Once you have done this exercise with one situation I invite you to continue practicing. I have to practice it over and over and over. It always connects me. It always empowers me.

Next weeks “little practice” will build on this one.

A word of caution.

Trauma creates somatic triggers. When trauma is triggered the fight, fight, flee, fawn physical response takes over your body and disengages your logical brain. When you are in this physical state you likely lose a sense of choice. This response needs to be attended to before you are able to make a conscious choice. This is why breathing exercises are so powerful. They bring the body back into a calm state and create space for the logical brain to come back on line. Physical exertion can do this also. So can time in nature, or a cold shower. This is why breathing, going for a run, taking a cold shower, walking in the woods or other similar physical experiences can create a change of perspective. All these practices soothe your somatic system.

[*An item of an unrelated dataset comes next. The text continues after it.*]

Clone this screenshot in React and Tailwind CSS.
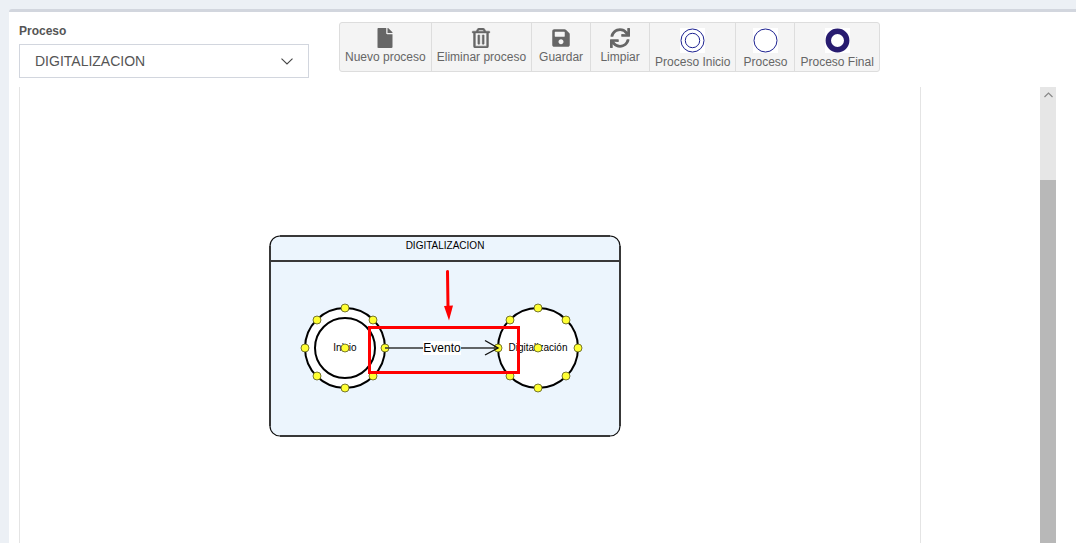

Chronic trauma and old traumas which have continued to be triggered over and over throughout life are often stubborn and buried deep in your somatic being. Even if you can logic them you may not be able to reprogram them with a few practices, or even lots of practices. Reprogramming can take years of practice, and require considerable support. I share this because when I say “it’s your choice” I want to make it clear that it may not be your choice at the moment you are triggered. Your body may be taking over your ability to choose. Don’t ever blame yourself for not choosing a different perspective when you are in an intense moment. Instead get self-curious, get self-compassionate, get self-loving. Re-write your experiences after you have them. Notice your judgments then. Notice your feelings then. And learn.

And - get support from professionals, loved ones and wise ones. Trauma often gets triggered in relationships and it gets healed in relationships. You are not alone.